Auckland and sustainable neighbourhoods : a thesis presented in partial fulfilment of the requirements for the degree of Master of Resource and Environmental Planning at Massey University, Manawatu, New Zealand
Projections for continued growth in Auckland create pressure to expand an already spread-out city. It is essential that housing supply can meet growing demand, but it is also important that new developments support healthy lifestyles and a healthy environment. A key issue in striking such a balance is the way in which new developments are deemed fit for purpose. This research uses a model of neighbourhood sustainability to assess housing in Auckland neighbourhoods. There are two key questions which the research aims to answer: how sustainable are Auckland neighbourhoods, and is there an ‘Auckland approach’ to neighbourhood sustainability.

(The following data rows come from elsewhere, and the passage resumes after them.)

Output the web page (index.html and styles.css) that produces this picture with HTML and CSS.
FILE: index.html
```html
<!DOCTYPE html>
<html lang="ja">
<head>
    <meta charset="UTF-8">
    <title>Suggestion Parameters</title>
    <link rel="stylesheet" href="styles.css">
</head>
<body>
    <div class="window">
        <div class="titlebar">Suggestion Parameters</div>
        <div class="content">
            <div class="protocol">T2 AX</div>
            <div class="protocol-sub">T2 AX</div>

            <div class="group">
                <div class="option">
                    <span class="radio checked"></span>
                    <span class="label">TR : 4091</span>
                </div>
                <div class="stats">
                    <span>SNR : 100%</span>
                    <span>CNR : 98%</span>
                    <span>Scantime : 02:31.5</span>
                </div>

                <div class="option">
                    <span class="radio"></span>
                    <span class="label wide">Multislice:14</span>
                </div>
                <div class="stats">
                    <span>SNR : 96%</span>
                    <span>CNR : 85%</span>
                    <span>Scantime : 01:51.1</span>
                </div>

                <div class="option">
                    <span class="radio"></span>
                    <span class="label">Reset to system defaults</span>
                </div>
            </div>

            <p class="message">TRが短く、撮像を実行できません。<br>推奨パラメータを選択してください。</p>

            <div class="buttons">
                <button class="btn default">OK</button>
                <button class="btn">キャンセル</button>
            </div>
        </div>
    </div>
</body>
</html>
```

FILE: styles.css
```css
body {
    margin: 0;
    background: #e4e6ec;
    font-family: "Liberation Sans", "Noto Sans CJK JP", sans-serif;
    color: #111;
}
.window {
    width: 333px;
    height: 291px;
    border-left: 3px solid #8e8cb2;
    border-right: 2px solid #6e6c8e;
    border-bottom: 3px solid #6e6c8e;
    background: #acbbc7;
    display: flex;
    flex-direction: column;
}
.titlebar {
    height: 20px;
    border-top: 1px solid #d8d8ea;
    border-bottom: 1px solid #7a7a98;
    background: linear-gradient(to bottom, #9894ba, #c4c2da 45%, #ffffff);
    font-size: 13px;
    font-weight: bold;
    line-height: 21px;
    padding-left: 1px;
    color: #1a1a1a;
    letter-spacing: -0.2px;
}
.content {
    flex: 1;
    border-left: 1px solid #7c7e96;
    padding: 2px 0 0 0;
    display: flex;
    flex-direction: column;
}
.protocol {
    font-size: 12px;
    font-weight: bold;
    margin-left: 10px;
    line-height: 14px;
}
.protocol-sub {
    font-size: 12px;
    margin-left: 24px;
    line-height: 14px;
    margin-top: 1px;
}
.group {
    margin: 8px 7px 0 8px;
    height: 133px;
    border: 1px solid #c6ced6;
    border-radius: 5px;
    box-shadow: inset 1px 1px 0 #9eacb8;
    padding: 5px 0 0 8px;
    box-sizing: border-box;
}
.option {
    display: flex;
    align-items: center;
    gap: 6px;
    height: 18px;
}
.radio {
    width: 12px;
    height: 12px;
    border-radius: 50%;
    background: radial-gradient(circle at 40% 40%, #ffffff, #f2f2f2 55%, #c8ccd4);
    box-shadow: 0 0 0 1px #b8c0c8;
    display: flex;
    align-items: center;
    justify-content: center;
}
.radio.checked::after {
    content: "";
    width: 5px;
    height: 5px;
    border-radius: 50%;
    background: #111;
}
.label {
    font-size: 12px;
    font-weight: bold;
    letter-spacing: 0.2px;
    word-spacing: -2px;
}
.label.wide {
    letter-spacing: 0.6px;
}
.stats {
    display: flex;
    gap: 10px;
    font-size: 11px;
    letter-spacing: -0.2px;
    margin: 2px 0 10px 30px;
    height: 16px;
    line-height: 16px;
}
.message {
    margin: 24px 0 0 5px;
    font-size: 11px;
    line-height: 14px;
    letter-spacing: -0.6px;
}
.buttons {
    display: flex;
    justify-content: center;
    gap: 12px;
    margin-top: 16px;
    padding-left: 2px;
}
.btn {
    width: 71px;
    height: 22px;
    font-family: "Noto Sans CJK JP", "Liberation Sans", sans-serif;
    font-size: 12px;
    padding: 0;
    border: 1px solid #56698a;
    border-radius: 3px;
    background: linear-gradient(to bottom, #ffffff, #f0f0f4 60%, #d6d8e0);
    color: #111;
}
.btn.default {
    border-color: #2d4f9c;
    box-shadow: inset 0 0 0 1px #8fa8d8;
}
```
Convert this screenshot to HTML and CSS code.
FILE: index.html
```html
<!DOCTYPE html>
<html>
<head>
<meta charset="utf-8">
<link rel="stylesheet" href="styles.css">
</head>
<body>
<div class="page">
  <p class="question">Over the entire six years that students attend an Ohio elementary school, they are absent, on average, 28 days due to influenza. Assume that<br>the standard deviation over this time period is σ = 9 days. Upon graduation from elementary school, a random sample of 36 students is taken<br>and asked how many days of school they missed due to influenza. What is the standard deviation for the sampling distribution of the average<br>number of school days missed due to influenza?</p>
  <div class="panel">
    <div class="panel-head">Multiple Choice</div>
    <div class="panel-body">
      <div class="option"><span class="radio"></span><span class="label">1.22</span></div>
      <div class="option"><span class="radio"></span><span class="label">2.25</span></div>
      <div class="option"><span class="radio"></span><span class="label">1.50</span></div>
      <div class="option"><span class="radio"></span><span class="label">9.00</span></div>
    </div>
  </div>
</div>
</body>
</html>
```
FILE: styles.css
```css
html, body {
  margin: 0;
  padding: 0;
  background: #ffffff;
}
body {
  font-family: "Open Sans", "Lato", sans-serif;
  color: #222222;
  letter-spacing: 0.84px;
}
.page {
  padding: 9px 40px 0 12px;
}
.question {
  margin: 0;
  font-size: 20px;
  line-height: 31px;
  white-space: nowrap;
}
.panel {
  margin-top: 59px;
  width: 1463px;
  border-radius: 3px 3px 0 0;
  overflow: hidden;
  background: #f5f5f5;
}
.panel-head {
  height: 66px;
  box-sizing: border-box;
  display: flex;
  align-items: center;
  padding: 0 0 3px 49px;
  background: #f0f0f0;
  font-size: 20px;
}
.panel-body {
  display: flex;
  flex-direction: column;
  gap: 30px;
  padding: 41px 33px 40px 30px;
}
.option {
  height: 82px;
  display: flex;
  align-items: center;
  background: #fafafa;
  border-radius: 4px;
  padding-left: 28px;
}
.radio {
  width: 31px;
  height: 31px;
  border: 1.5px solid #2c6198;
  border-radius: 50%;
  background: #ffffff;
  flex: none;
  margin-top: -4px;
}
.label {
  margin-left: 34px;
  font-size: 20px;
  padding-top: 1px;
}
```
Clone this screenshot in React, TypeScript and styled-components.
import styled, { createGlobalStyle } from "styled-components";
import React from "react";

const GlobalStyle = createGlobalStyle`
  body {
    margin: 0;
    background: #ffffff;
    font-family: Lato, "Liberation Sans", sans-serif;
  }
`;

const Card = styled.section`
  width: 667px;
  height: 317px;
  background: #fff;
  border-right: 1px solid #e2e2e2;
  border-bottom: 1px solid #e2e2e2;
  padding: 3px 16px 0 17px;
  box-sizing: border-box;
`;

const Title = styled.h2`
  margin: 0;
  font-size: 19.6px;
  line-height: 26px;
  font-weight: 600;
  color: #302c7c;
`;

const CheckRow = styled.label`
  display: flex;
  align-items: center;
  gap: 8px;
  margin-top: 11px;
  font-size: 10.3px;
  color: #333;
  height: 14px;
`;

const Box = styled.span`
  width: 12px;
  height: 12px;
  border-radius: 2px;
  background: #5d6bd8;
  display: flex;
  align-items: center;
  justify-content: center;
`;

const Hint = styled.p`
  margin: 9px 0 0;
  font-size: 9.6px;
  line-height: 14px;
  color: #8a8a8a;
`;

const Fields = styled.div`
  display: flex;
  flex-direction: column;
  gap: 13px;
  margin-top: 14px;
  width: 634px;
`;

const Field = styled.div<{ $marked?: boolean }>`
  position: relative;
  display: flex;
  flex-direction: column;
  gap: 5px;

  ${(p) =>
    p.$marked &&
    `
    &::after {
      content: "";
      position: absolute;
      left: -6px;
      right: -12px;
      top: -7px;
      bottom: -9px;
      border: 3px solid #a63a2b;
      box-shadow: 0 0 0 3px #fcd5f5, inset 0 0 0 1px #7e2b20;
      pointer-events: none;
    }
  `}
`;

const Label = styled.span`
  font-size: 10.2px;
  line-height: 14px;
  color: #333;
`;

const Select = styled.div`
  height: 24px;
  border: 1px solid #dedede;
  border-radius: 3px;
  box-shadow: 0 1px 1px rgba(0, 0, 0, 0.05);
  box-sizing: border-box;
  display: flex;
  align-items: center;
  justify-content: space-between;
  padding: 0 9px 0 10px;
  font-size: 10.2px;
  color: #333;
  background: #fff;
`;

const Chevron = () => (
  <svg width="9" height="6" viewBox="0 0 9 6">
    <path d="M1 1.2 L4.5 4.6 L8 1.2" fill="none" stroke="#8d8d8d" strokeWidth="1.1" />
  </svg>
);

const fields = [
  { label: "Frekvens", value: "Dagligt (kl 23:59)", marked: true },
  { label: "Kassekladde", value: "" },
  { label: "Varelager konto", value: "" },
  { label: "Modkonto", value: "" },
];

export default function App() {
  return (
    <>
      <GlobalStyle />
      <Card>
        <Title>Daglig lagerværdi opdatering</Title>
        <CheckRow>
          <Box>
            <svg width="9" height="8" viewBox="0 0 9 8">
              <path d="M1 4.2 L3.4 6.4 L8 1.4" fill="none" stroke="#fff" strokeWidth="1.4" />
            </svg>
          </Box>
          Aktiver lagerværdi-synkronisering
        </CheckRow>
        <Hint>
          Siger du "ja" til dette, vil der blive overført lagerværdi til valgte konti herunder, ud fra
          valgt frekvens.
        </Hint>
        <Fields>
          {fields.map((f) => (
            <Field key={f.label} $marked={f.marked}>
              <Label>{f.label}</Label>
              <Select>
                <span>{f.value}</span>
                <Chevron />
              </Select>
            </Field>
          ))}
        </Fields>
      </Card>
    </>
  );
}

Case studies were made of eight neighbourhoods, four recent Auckland developments and four international developments documented in literature as being exemplary of sustainability in some way. The four Auckland neighbourhood developments were evaluated using a Neighbourhood Sustainability Observational Tool by Beacon Pathway (2008b). The observational assessments showed that the sustainability performance of the neighbourhood cases was reasonable overall, and a common area of strength was the delivery of quality public spaces and street networks.
Comparison of the Auckland case studies to the international case studies showed that the common strengths of the Auckland examples were also areas of strength internationally. The international neighbourhoods demonstrated a greater range of sustainability initiatives, however. In particular, if the Auckland cases paid greater attention to the provision of community-based infrastructure, and social equity, they could achieve a more whole expression of neighbourhood sustainability.